Creating and Managing NIC Teams
In the previous section, we looked at some good examples of virtual network architectures needed to support the physical networking components. Now that you have some design and configuration basics under your belt, let's move on to extending the virtual networking beyond just establishing communication. A NIC team can support any of the connection types discussed in the previous section. Using NIC teams provides redundancy and load balancing of network communications to Service Console, VMkernel, and virtual machines.
A NIC team, shown in Figure 3.20 and Figure 3.21, is defined as a vSwitch configured with an association to multiple physical network adapters (uplinks). As mentioned in the previous section, the ESX Server host can either have a maximum of 32 uplinks spread across multiple vSwitches or be configured as a NIC team on one vSwitch.
Successful NIC teaming requires that all uplinks be connected to physical switches that belong to the same broadcast domain. As shown in Figure 3.22, all of the physical network adapters in the NIC team should be connected to the same physical switch or to physical network adapters connected to physical switches that are connected to one another.
Figure 3.20 Virtual switches, like vSwitch1, with multiple uplinks offer redundancy and load balancing.
Figure 3.21 A NIC team is identified by the association of multiple physical network adapters assigned to a vSwitch.
Figure 3.22 All of the physical network adapters that make up a NIC team must belong to same Layer 2 broadcast domain.
Constructing NIC Teams
NIC teams should be built on physical network adapters located on separate bus architectures.
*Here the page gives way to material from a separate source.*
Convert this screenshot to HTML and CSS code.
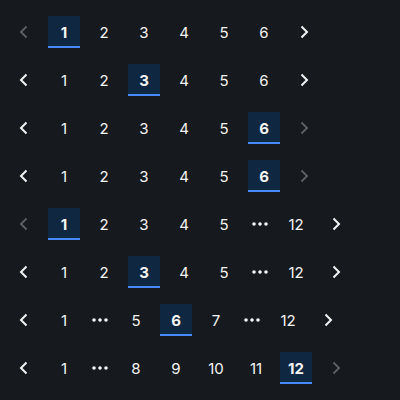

For example, if an ESX Server host contains two on-board network adapters and a PCI-based quad-port network adapter, a NIC team should be constructed using one on-board network adapter and one network adapter on the PCI bus. This design eliminates a single point of failure.
Perform the following steps to create a NIC team using the VI Client:
1. Use the VI Client to establish a connection to a VirtualCenter server or an ESX Server host.
2. Click the hostname in the inventory panel on the left, select the Configuration tab from the details pane on the right, and then select Networking from the Hardware menu list.
3. Click the Properties for the virtual switch that will be assigned a NIC team and select the Network Adapters tab.
4. Click Add and select the appropriate adapter from the Unclaimed Adapters list, as shown in Figure 3.23.
Figure 3.23 Create a NIC team using unclaimed network adapters that belong to the same Layer 2 broadcast domain as the original adapter.
5. Adjust the Policy Failover Order as needed to support an Active/Standby configuration.
6. Review the summary of the virtual switch configuration, click Next, and then click Finish.
The load-balancing feature of NIC teaming does not function like the load-balancing feature of advanced routing protocols. Load balancing across a NIC team is not a product of identifying the amount of traffic transmitted through a network adapter and shifting traffic to equalize data flow through all available adapters. The load-balancing algorithm for NIC teams in a vSwitch is a balance of the number of connections — not the amount of traffic. NIC teams on a VI vSwitch can be configured with one of the following three load-balancing policies:
♦ vSwitch port-based load balancing (default)
♦ Source MAC-based load balancing
♦ IP hash-based load balancing
Outbound Load Balancing
The load-balancing feature of NIC teams on a vSwitch only applies to the outbound traffic.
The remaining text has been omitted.